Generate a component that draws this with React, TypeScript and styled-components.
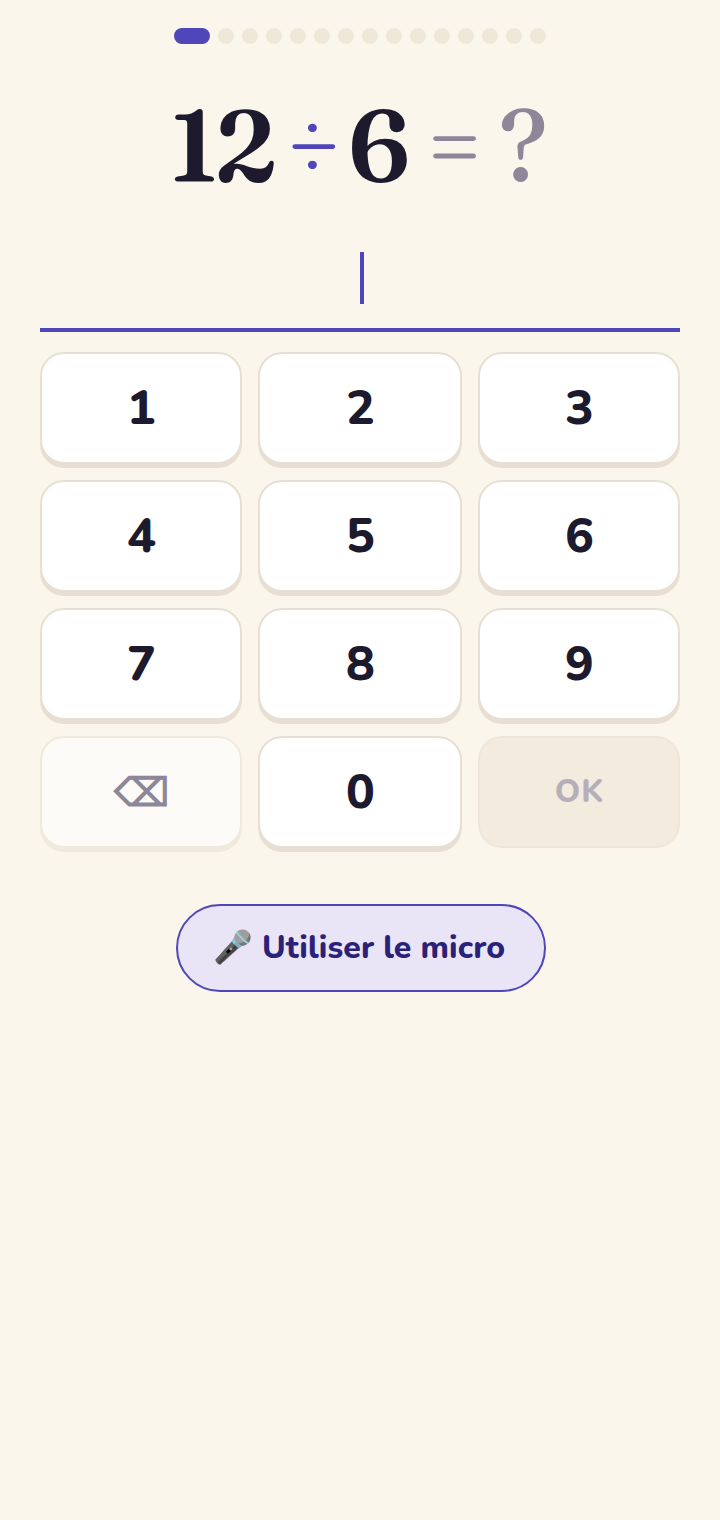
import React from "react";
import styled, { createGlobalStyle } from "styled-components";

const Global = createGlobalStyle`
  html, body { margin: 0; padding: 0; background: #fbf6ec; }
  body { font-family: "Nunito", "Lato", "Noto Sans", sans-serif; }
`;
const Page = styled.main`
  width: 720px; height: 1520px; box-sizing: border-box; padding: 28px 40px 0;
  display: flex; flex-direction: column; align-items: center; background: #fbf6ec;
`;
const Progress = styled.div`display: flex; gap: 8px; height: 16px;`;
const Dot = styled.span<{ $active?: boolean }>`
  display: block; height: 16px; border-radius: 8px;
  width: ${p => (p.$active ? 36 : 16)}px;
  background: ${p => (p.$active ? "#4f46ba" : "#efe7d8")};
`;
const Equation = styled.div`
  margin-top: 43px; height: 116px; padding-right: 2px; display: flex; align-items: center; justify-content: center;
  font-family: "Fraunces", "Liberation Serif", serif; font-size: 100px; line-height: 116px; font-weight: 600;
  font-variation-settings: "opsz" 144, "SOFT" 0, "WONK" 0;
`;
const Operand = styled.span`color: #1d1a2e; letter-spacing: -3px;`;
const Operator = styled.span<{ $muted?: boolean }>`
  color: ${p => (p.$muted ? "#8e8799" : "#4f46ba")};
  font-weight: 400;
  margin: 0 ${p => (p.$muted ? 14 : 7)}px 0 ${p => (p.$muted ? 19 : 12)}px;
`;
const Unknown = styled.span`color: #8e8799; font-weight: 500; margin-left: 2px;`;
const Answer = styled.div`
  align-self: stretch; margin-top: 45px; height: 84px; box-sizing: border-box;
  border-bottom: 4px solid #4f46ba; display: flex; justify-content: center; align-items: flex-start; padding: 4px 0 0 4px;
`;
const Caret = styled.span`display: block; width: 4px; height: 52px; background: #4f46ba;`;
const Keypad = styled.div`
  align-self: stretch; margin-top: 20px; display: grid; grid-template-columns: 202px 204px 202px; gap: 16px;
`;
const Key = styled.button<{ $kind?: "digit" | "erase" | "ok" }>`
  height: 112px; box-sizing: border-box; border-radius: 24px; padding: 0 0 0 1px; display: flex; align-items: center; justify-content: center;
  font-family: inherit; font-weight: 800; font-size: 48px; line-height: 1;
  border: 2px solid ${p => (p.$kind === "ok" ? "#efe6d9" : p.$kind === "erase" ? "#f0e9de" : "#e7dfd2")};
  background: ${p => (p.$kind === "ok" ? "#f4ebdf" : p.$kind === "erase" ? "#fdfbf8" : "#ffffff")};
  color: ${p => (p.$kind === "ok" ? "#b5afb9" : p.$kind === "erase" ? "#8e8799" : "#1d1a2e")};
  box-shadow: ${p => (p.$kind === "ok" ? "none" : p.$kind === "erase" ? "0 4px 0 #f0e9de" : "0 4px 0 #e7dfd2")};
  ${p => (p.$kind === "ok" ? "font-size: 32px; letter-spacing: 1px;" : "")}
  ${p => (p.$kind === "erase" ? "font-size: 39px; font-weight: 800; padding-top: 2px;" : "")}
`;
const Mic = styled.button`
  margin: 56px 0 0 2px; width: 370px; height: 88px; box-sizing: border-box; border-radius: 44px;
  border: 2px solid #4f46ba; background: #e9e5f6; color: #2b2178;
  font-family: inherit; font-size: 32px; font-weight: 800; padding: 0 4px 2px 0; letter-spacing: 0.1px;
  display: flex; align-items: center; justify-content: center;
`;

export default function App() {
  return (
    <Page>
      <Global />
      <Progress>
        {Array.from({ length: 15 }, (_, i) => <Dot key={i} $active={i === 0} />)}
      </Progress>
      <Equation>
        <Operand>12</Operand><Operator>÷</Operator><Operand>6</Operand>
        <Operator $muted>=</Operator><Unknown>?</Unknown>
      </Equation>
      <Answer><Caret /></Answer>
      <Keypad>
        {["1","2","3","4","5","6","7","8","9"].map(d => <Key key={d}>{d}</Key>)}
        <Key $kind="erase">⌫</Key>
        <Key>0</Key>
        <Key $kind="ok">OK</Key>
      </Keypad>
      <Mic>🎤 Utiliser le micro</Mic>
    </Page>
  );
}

--

= Work to be completed =
Extract every line of the data exactly; pictures stay out.

= Answer to this problem =
Generate a component that draws this with React, TypeScript and styled-components.
import React from "react";
import styled, { createGlobalStyle } from "styled-components";

const Global = createGlobalStyle`
  html, body { margin: 0; padding: 0; background: #fbf6ec; }
  body { font-family: "Nunito", "Lato", "Noto Sans", sans-serif; }
`;
const Page = styled.main`
  width: 720px; height: 1520px; box-sizing: border-box; padding: 28px 40px 0;
  display: flex; flex-direction: column; align-items: center; background: #fbf6ec;
`;
const Progress = styled.div`display: flex; gap: 8px; height: 16px;`;
const Dot = styled.span<{ $active?: boolean }>`
  display: block; height: 16px; border-radius: 8px;
  width: ${p => (p.$active ? 36 : 16)}px;
  background: ${p => (p.$active ? "#4f46ba" : "#efe7d8")};
`;
const Equation = styled.div`
  margin-top: 43px; height: 116px; padding-right: 2px; display: flex; align-items: center; justify-content: center;
  font-family: "Fraunces", "Liberation Serif", serif; font-size: 100px; line-height: 116px; font-weight: 600;
  font-variation-settings: "opsz" 144, "SOFT" 0, "WONK" 0;
`;
const Operand = styled.span`color: #1d1a2e; letter-spacing: -3px;`;
const Operator = styled.span<{ $muted?: boolean }>`
  color: ${p => (p.$muted ? "#8e8799" : "#4f46ba")};
  font-weight: 400;
  margin: 0 ${p => (p.$muted ? 14 : 7)}px 0 ${p => (p.$muted ? 19 : 12)}px;
`;
const Unknown = styled.span`color: #8e8799; font-weight: 500; margin-left: 2px;`;
const Answer = styled.div`
  align-self: stretch; margin-top: 45px; height: 84px; box-sizing: border-box;
  border-bottom: 4px solid #4f46ba; display: flex; justify-content: center; align-items: flex-start; padding: 4px 0 0 4px;
`;
const Caret = styled.span`display: block; width: 4px; height: 52px; background: #4f46ba;`;
const Keypad = styled.div`
  align-self: stretch; margin-top: 20px; display: grid; grid-template-columns: 202px 204px 202px; gap: 16px;
`;
const Key = styled.button<{ $kind?: "digit" | "erase" | "ok" }>`
  height: 112px; box-sizing: border-box; border-radius: 24px; padding: 0 0 0 1px; display: flex; align-items: center; justify-content: center;
  font-family: inherit; font-weight: 800; font-size: 48px; line-height: 1;
  border: 2px solid ${p => (p.$kind === "ok" ? "#efe6d9" : p.$kind === "erase" ? "#f0e9de" : "#e7dfd2")};
  background: ${p => (p.$kind === "ok" ? "#f4ebdf" : p.$kind === "erase" ? "#fdfbf8" : "#ffffff")};
  color: ${p => (p.$kind === "ok" ? "#b5afb9" : p.$kind === "erase" ? "#8e8799" : "#1d1a2e")};
  box-shadow: ${p => (p.$kind === "ok" ? "none" : p.$kind === "erase" ? "0 4px 0 #f0e9de" : "0 4px 0 #e7dfd2")};
  ${p => (p.$kind === "ok" ? "font-size: 32px; letter-spacing: 1px;" : "")}
  ${p => (p.$kind === "erase" ? "font-size: 39px; font-weight: 800; padding-top: 2px;" : "")}
`;
const Mic = styled.button`
  margin: 56px 0 0 2px; width: 370px; height: 88px; box-sizing: border-box; border-radius: 44px;
  border: 2px solid #4f46ba; background: #e9e5f6; color: #2b2178;
  font-family: inherit; font-size: 32px; font-weight: 800; padding: 0 4px 2px 0; letter-spacing: 0.1px;
  display: flex; align-items: center; justify-content: center;
`;

export default function App() {
  return (
    <Page>
      <Global />
      <Progress>
        {Array.from({ length: 15 }, (_, i) => <Dot key={i} $active={i === 0} />)}
      </Progress>
      <Equation>
        <Operand>12</Operand><Operator>÷</Operator><Operand>6</Operand>
        <Operator $muted>=</Operator><Unknown>?</Unknown>
      </Equation>
      <Answer><Caret /></Answer>
      <Keypad>
        {["1","2","3","4","5","6","7","8","9"].map(d => <Key key={d}>{d}</Key>)}
        <Key $kind="erase">⌫</Key>
        <Key>0</Key>
        <Key $kind="ok">OK</Key>
      </Keypad>
      <Mic>🎤 Utiliser le micro</Mic>
    </Page>
  );
}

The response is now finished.